# DIRECTIONS
Each line of the material must be repeated precisely, with the pictures left out.

# STORED DATA
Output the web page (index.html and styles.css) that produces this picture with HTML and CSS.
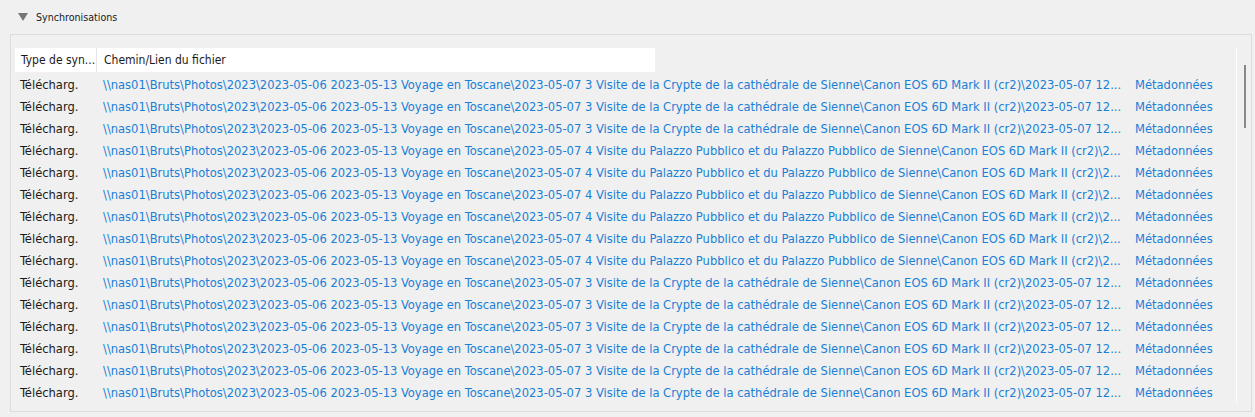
FILE: index.html
```html
<!DOCTYPE html>
<html lang="fr">
<head>
	<meta charset="UTF-8">
	<title>Synchronisations</title>
	<link rel="stylesheet" href="styles.css">
</head>
<body>
	<div class="title">
		<svg class="arrow" width="10" height="8" viewBox="0 0 10 8"><polygon points="0,0 10,0 5,8" fill="#767676"/></svg>
		<span>Synchronisations</span>
	</div>
	<div class="group">
		<div class="list">
			<div class="head">
				<div class="c1">Type de syn...</div>
				<div class="c2">Chemin/Lien du fichier</div>
			</div>
			<div class="row"><span class="c1">Télécharg.</span><span class="c2">\\nas01\Bruts\Photos\2023\2023-05-06 2023-05-13 Voyage en Toscane\2023-05-07 3 Visite de la Crypte de la cathédrale de Sienne\Canon EOS 6D Mark II (cr2)\2023-05-07 12...</span><span class="c3">Métadonnées</span></div>
			<div class="row"><span class="c1">Télécharg.</span><span class="c2">\\nas01\Bruts\Photos\2023\2023-05-06 2023-05-13 Voyage en Toscane\2023-05-07 3 Visite de la Crypte de la cathédrale de Sienne\Canon EOS 6D Mark II (cr2)\2023-05-07 12...</span><span class="c3">Métadonnées</span></div>
			<div class="row"><span class="c1">Télécharg.</span><span class="c2">\\nas01\Bruts\Photos\2023\2023-05-06 2023-05-13 Voyage en Toscane\2023-05-07 3 Visite de la Crypte de la cathédrale de Sienne\Canon EOS 6D Mark II (cr2)\2023-05-07 12...</span><span class="c3">Métadonnées</span></div>
			<div class="row"><span class="c1">Télécharg.</span><span class="c2">\\nas01\Bruts\Photos\2023\2023-05-06 2023-05-13 Voyage en Toscane\2023-05-07 4 Visite du Palazzo Pubblico et du Palazzo Pubblico de Sienne\Canon EOS 6D Mark II (cr2)\2...</span><span class="c3">Métadonnées</span></div>
			<div class="row"><span class="c1">Télécharg.</span><span class="c2">\\nas01\Bruts\Photos\2023\2023-05-06 2023-05-13 Voyage en Toscane\2023-05-07 4 Visite du Palazzo Pubblico et du Palazzo Pubblico de Sienne\Canon EOS 6D Mark II (cr2)\2...</span><span class="c3">Métadonnées</span></div>
			<div class="row"><span class="c1">Télécharg.</span><span class="c2">\\nas01\Bruts\Photos\2023\2023-05-06 2023-05-13 Voyage en Toscane\2023-05-07 4 Visite du Palazzo Pubblico et du Palazzo Pubblico de Sienne\Canon EOS 6D Mark II (cr2)\2...</span><span class="c3">Métadonnées</span></div>
			<div class="row"><span class="c1">Télécharg.</span><span class="c2">\\nas01\Bruts\Photos\2023\2023-05-06 2023-05-13 Voyage en Toscane\2023-05-07 4 Visite du Palazzo Pubblico et du Palazzo Pubblico de Sienne\Canon EOS 6D Mark II (cr2)\2...</span><span class="c3">Métadonnées</span></div>
			<div class="row"><span class="c1">Télécharg.</span><span class="c2">\\nas01\Bruts\Photos\2023\2023-05-06 2023-05-13 Voyage en Toscane\2023-05-07 4 Visite du Palazzo Pubblico et du Palazzo Pubblico de Sienne\Canon EOS 6D Mark II (cr2)\2...</span><span class="c3">Métadonnées</span></div>
			<div class="row"><span class="c1">Télécharg.</span><span class="c2">\\nas01\Bruts\Photos\2023\2023-05-06 2023-05-13 Voyage en Toscane\2023-05-07 4 Visite du Palazzo Pubblico et du Palazzo Pubblico de Sienne\Canon EOS 6D Mark II (cr2)\2...</span><span class="c3">Métadonnées</span></div>
			<div class="row"><span class="c1">Télécharg.</span><span class="c2">\\nas01\Bruts\Photos\2023\2023-05-06 2023-05-13 Voyage en Toscane\2023-05-07 3 Visite de la Crypte de la cathédrale de Sienne\Canon EOS 6D Mark II (cr2)\2023-05-07 12...</span><span class="c3">Métadonnées</span></div>
			<div class="row"><span class="c1">Télécharg.</span><span class="c2">\\nas01\Bruts\Photos\2023\2023-05-06 2023-05-13 Voyage en Toscane\2023-05-07 3 Visite de la Crypte de la cathédrale de Sienne\Canon EOS 6D Mark II (cr2)\2023-05-07 12...</span><span class="c3">Métadonnées</span></div>
			<div class="row"><span class="c1">Télécharg.</span><span class="c2">\\nas01\Bruts\Photos\2023\2023-05-06 2023-05-13 Voyage en Toscane\2023-05-07 3 Visite de la Crypte de la cathédrale de Sienne\Canon EOS 6D Mark II (cr2)\2023-05-07 12...</span><span class="c3">Métadonnées</span></div>
			<div class="row"><span class="c1">Télécharg.</span><span class="c2">\\nas01\Bruts\Photos\2023\2023-05-06 2023-05-13 Voyage en Toscane\2023-05-07 3 Visite de la Crypte de la cathédrale de Sienne\Canon EOS 6D Mark II (cr2)\2023-05-07 12...</span><span class="c3">Métadonnées</span></div>
			<div class="row"><span class="c1">Télécharg.</span><span class="c2">\\nas01\Bruts\Photos\2023\2023-05-06 2023-05-13 Voyage en Toscane\2023-05-07 3 Visite de la Crypte de la cathédrale de Sienne\Canon EOS 6D Mark II (cr2)\2023-05-07 12...</span><span class="c3">Métadonnées</span></div>
			<div class="row"><span class="c1">Télécharg.</span><span class="c2">\\nas01\Bruts\Photos\2023\2023-05-06 2023-05-13 Voyage en Toscane\2023-05-07 3 Visite de la Crypte de la cathédrale de Sienne\Canon EOS 6D Mark II (cr2)\2023-05-07 12...</span><span class="c3">Métadonnées</span></div>
		</div>
		<div class="scroll"><div class="thumb"></div></div>
	</div>
</body>
</html>
```

FILE: styles.css
```css
body{margin: 0;background-color: #f0f0f0;font-family: "DejaVu Sans Condensed","Liberation Sans",sans-serif;font-size: 12.8px;color: #1a1a1a;}
.title{height: 34px;display: flex;align-items: center;padding-left: 18px;gap: 8px;font-size: 10.6px;}
.title .arrow{display: block;margin-top: -1px;}
.group{margin: 0 3px 0 10px;border: 1px solid #dcdcdc;display: flex;padding: 13px 0 8px 4px;box-sizing: border-box;height: 378px;}
.list{flex: 1;border-right: 1px solid #fff;overflow: hidden;}
.head{display: flex;width: 640px;height: 24px;background-color: #fff;align-items: center;margin-bottom: 2px;font-size: 12px;}
.head .c1{width: 82px;padding-left: 6px;box-sizing: border-box;border-right: 1px solid #e5e5e5;height: 24px;line-height: 24px;white-space: nowrap;}
.head .c2{padding-left: 7px;}
.row{display: flex;height: 22px;line-height: 22px;white-space: nowrap;}
.row .c1{width: 83px;padding-left: 5px;box-sizing: border-box;flex: none;}
.row .c2{width: 1037px;flex: none;padding-left: 5px;box-sizing: border-box;color: #1a7fd6;overflow: hidden;}
.row .c3{color: #1a7fd6;}
.scroll{width: 14px;flex: none;}
.thumb{width: 2px;height: 63px;background-color: #888;margin: 17px 0 0 7px;}
```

# COMPLETED TASK
Output the web page (index.html and styles.css) that produces this picture with HTML and CSS.
FILE: index.html
```html
<!DOCTYPE html>
<html lang="fr">
<head>
	<meta charset="UTF-8">
	<title>Synchronisations</title>
	<link rel="stylesheet" href="styles.css">
</head>
<body>
	<div class="title">
		<svg class="arrow" width="10" height="8" viewBox="0 0 10 8"><polygon points="0,0 10,0 5,8" fill="#767676"/></svg>
		<span>Synchronisations</span>
	</div>
	<div class="group">
		<div class="list">
			<div class="head">
				<div class="c1">Type de syn...</div>
				<div class="c2">Chemin/Lien du fichier</div>
			</div>
			<div class="row"><span class="c1">Télécharg.</span><span class="c2">\\nas01\Bruts\Photos\2023\2023-05-06 2023-05-13 Voyage en Toscane\2023-05-07 3 Visite de la Crypte de la cathédrale de Sienne\Canon EOS 6D Mark II (cr2)\2023-05-07 12...</span><span class="c3">Métadonnées</span></div>
			<div class="row"><span class="c1">Télécharg.</span><span class="c2">\\nas01\Bruts\Photos\2023\2023-05-06 2023-05-13 Voyage en Toscane\2023-05-07 3 Visite de la Crypte de la cathédrale de Sienne\Canon EOS 6D Mark II (cr2)\2023-05-07 12...</span><span class="c3">Métadonnées</span></div>
			<div class="row"><span class="c1">Télécharg.</span><span class="c2">\\nas01\Bruts\Photos\2023\2023-05-06 2023-05-13 Voyage en Toscane\2023-05-07 3 Visite de la Crypte de la cathédrale de Sienne\Canon EOS 6D Mark II (cr2)\2023-05-07 12...</span><span class="c3">Métadonnées</span></div>
			<div class="row"><span class="c1">Télécharg.</span><span class="c2">\\nas01\Bruts\Photos\2023\2023-05-06 2023-05-13 Voyage en Toscane\2023-05-07 4 Visite du Palazzo Pubblico et du Palazzo Pubblico de Sienne\Canon EOS 6D Mark II (cr2)\2...</span><span class="c3">Métadonnées</span></div>
			<div class="row"><span class="c1">Télécharg.</span><span class="c2">\\nas01\Bruts\Photos\2023\2023-05-06 2023-05-13 Voyage en Toscane\2023-05-07 4 Visite du Palazzo Pubblico et du Palazzo Pubblico de Sienne\Canon EOS 6D Mark II (cr2)\2...</span><span class="c3">Métadonnées</span></div>
			<div class="row"><span class="c1">Télécharg.</span><span class="c2">\\nas01\Bruts\Photos\2023\2023-05-06 2023-05-13 Voyage en Toscane\2023-05-07 4 Visite du Palazzo Pubblico et du Palazzo Pubblico de Sienne\Canon EOS 6D Mark II (cr2)\2...</span><span class="c3">Métadonnées</span></div>
			<div class="row"><span class="c1">Télécharg.</span><span class="c2">\\nas01\Bruts\Photos\2023\2023-05-06 2023-05-13 Voyage en Toscane\2023-05-07 4 Visite du Palazzo Pubblico et du Palazzo Pubblico de Sienne\Canon EOS 6D Mark II (cr2)\2...</span><span class="c3">Métadonnées</span></div>
			<div class="row"><span class="c1">Télécharg.</span><span class="c2">\\nas01\Bruts\Photos\2023\2023-05-06 2023-05-13 Voyage en Toscane\2023-05-07 4 Visite du Palazzo Pubblico et du Palazzo Pubblico de Sienne\Canon EOS 6D Mark II (cr2)\2...</span><span class="c3">Métadonnées</span></div>
			<div class="row"><span class="c1">Télécharg.</span><span class="c2">\\nas01\Bruts\Photos\2023\2023-05-06 2023-05-13 Voyage en Toscane\2023-05-07 4 Visite du Palazzo Pubblico et du Palazzo Pubblico de Sienne\Canon EOS 6D Mark II (cr2)\2...</span><span class="c3">Métadonnées</span></div>
			<div class="row"><span class="c1">Télécharg.</span><span class="c2">\\nas01\Bruts\Photos\2023\2023-05-06 2023-05-13 Voyage en Toscane\2023-05-07 3 Visite de la Crypte de la cathédrale de Sienne\Canon EOS 6D Mark II (cr2)\2023-05-07 12...</span><span class="c3">Métadonnées</span></div>
			<div class="row"><span class="c1">Télécharg.</span><span class="c2">\\nas01\Bruts\Photos\2023\2023-05-06 2023-05-13 Voyage en Toscane\2023-05-07 3 Visite de la Crypte de la cathédrale de Sienne\Canon EOS 6D Mark II (cr2)\2023-05-07 12...</span><span class="c3">Métadonnées</span></div>
			<div class="row"><span class="c1">Télécharg.</span><span class="c2">\\nas01\Bruts\Photos\2023\2023-05-06 2023-05-13 Voyage en Toscane\2023-05-07 3 Visite de la Crypte de la cathédrale de Sienne\Canon EOS 6D Mark II (cr2)\2023-05-07 12...</span><span class="c3">Métadonnées</span></div>
			<div class="row"><span class="c1">Télécharg.</span><span class="c2">\\nas01\Bruts\Photos\2023\2023-05-06 2023-05-13 Voyage en Toscane\2023-05-07 3 Visite de la Crypte de la cathédrale de Sienne\Canon EOS 6D Mark II (cr2)\2023-05-07 12...</span><span class="c3">Métadonnées</span></div>
			<div class="row"><span class="c1">Télécharg.</span><span class="c2">\\nas01\Bruts\Photos\2023\2023-05-06 2023-05-13 Voyage en Toscane\2023-05-07 3 Visite de la Crypte de la cathédrale de Sienne\Canon EOS 6D Mark II (cr2)\2023-05-07 12...</span><span class="c3">Métadonnées</span></div>
			<div class="row"><span class="c1">Télécharg.</span><span class="c2">\\nas01\Bruts\Photos\2023\2023-05-06 2023-05-13 Voyage en Toscane\2023-05-07 3 Visite de la Crypte de la cathédrale de Sienne\Canon EOS 6D Mark II (cr2)\2023-05-07 12...</span><span class="c3">Métadonnées</span></div>
		</div>
		<div class="scroll"><div class="thumb"></div></div>
	</div>
</body>
</html>
```

FILE: styles.css
```css
body{margin: 0;background-color: #f0f0f0;font-family: "DejaVu Sans Condensed","Liberation Sans",sans-serif;font-size: 12.8px;color: #1a1a1a;}
.title{height: 34px;display: flex;align-items: center;padding-left: 18px;gap: 8px;font-size: 10.6px;}
.title .arrow{display: block;margin-top: -1px;}
.group{margin: 0 3px 0 10px;border: 1px solid #dcdcdc;display: flex;padding: 13px 0 8px 4px;box-sizing: border-box;height: 378px;}
.list{flex: 1;border-right: 1px solid #fff;overflow: hidden;}
.head{display: flex;width: 640px;height: 24px;background-color: #fff;align-items: center;margin-bottom: 2px;font-size: 12px;}
.head .c1{width: 82px;padding-left: 6px;box-sizing: border-box;border-right: 1px solid #e5e5e5;height: 24px;line-height: 24px;white-space: nowrap;}
.head .c2{padding-left: 7px;}
.row{display: flex;height: 22px;line-height: 22px;white-space: nowrap;}
.row .c1{width: 83px;padding-left: 5px;box-sizing: border-box;flex: none;}
.row .c2{width: 1037px;flex: none;padding-left: 5px;box-sizing: border-box;color: #1a7fd6;overflow: hidden;}
.row .c3{color: #1a7fd6;}
.scroll{width: 14px;flex: none;}
.thumb{width: 2px;height: 63px;background-color: #888;margin: 17px 0 0 7px;}
```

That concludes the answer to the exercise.